The AGR-20A was slaved to a targeting pod, which The Drive identified as the AN/AAQ-33 Sniper Advanced Targeting Pod (ATP). also mounted on the F-16C. In turn, the F-16C shot down a BQM-167, a subsonic-cruising target drone (to represent the flying characteristics of a subsonic cruise missile).
The APKWS was originally deployed as a low-cost guided air-to-surface munition from fixed and rotary-wing aircraft. However, the USAF’s test could indicate a possible use-case as a low-cost means to defend against land attack cruise missiles (LACM) and anti-ship cruise missiles (ASCM).
The cost of a laser-guided rocket will generally be lower than that of a guided surface-to-air missile (SAM), even after factoring in the cost of operating a deployment platform for the rockets. This method might enable users to build-out a defensive capability against cruise missiles with existing resources.

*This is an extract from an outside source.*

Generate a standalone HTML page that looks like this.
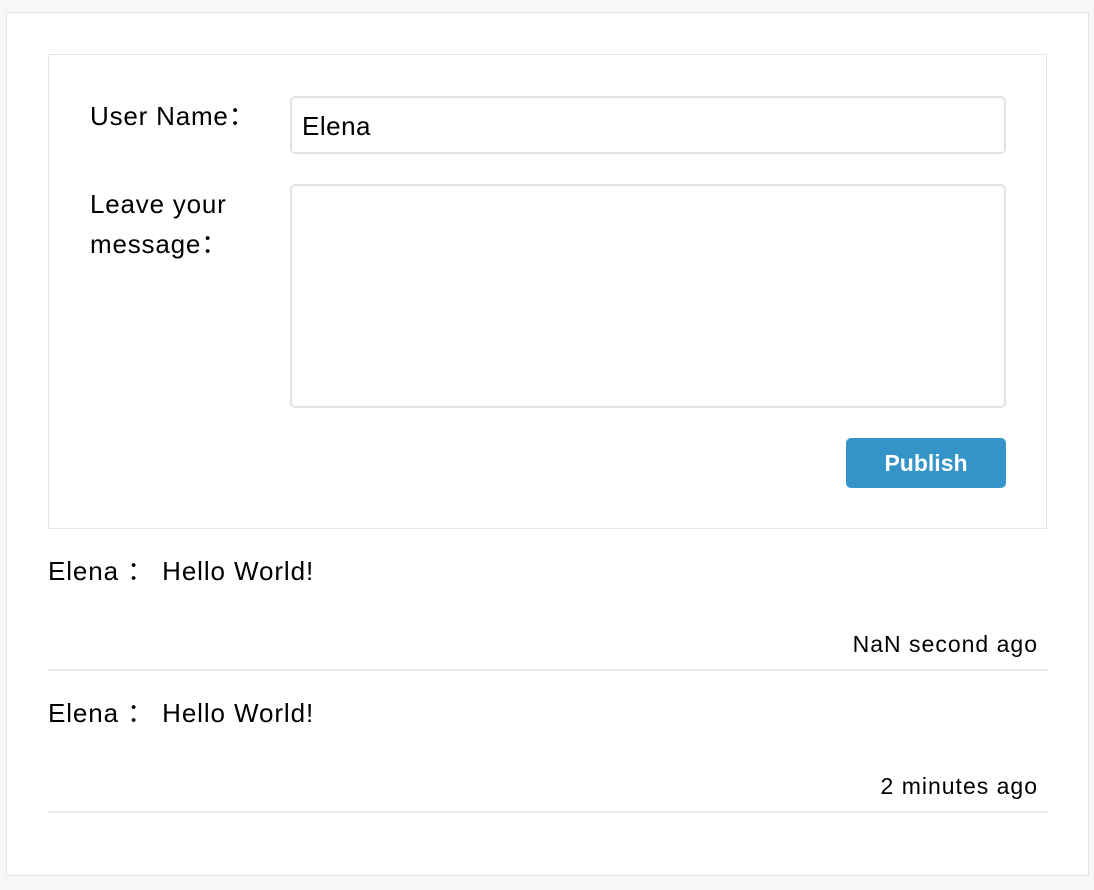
<!DOCTYPE html>
<html><head><meta charset="utf-8"><style>
body{margin:0;background:#f7f7f7;width:1094px;height:890px;position:relative;font-family:"Liberation Sans","Noto Sans CJK SC",sans-serif;color:#000;overflow:hidden}
.abs{position:absolute}
.outer{left:6px;top:12px;width:1081px;height:862px;background:#fff;border:1px solid #e5e5e5}
.form{left:48px;top:54px;width:997px;height:473px;border:1px solid #e5e5e5;background:#fff}
.inp{border:2px solid #e2e2e2;border-radius:5px;background:#fff;box-sizing:border-box}
.lbl{font-size:26px;line-height:40px;letter-spacing:0.8px}
.btn{left:846px;top:438px;width:160px;height:50px;background:#3494c8;border-radius:5px;color:#fff;font-weight:bold;font-size:23px;line-height:50px;text-align:center}
.line{left:48px;width:1000px;height:2px;background:#ebebeb}
.c{font-size:26px;line-height:30px;left:48px;white-space:pre;letter-spacing:0.9px}
.t{font-size:23px;right:56px;line-height:30px;letter-spacing:1px}
</style></head><body>
<div class="abs outer"></div>
<div class="abs form"></div>
<div class="abs lbl" style="left:90px;top:96px">User Name：</div>
<div class="abs inp" style="left:290px;top:96px;width:716px;height:58px"></div>
<div class="abs" style="left:302px;top:108px;font-size:26px;line-height:36px;letter-spacing:0.5px">Elena</div>
<div class="abs lbl" style="left:90px;top:184px">Leave your<br>message：</div>
<div class="abs inp" style="left:290px;top:184px;width:716px;height:224px"></div>
<div class="abs btn">Publish</div>
<div class="abs c" style="top:556px">Elena ： Hello World!</div>
<div class="abs t" style="top:629px">NaN second ago</div>
<div class="abs line" style="top:669px"></div>
<div class="abs c" style="top:698px">Elena ： Hello World!</div>
<div class="abs t" style="top:771px">2 minutes ago</div>
<div class="abs line" style="top:811px"></div>
</body></html>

However, it is not known how the USAF configured the AGR-20As as part of the demonstration (i.e., did it deploy the ATR-20A as-is, or were these modified munitions?). Moreover, it is not known if any force will use existing laser-guided rockets and manned fighters in this manner.
It could be the start towards a more cohesive hit-to-kill rocket/missile with a purpose-developed guidance system and scalable deployment platform.
One application, for example, could be a ‘loyal wingman’ drone optimized to autonomously conduct its own air patrols and, in turn, deploy hit-to-kill rockets at incoming cruise missiles.
Alternatively, another possibility could be a modification to counter-rocket, artillery and mortar (C-RAM) systems already in production or development, such as the Denel Cheetah.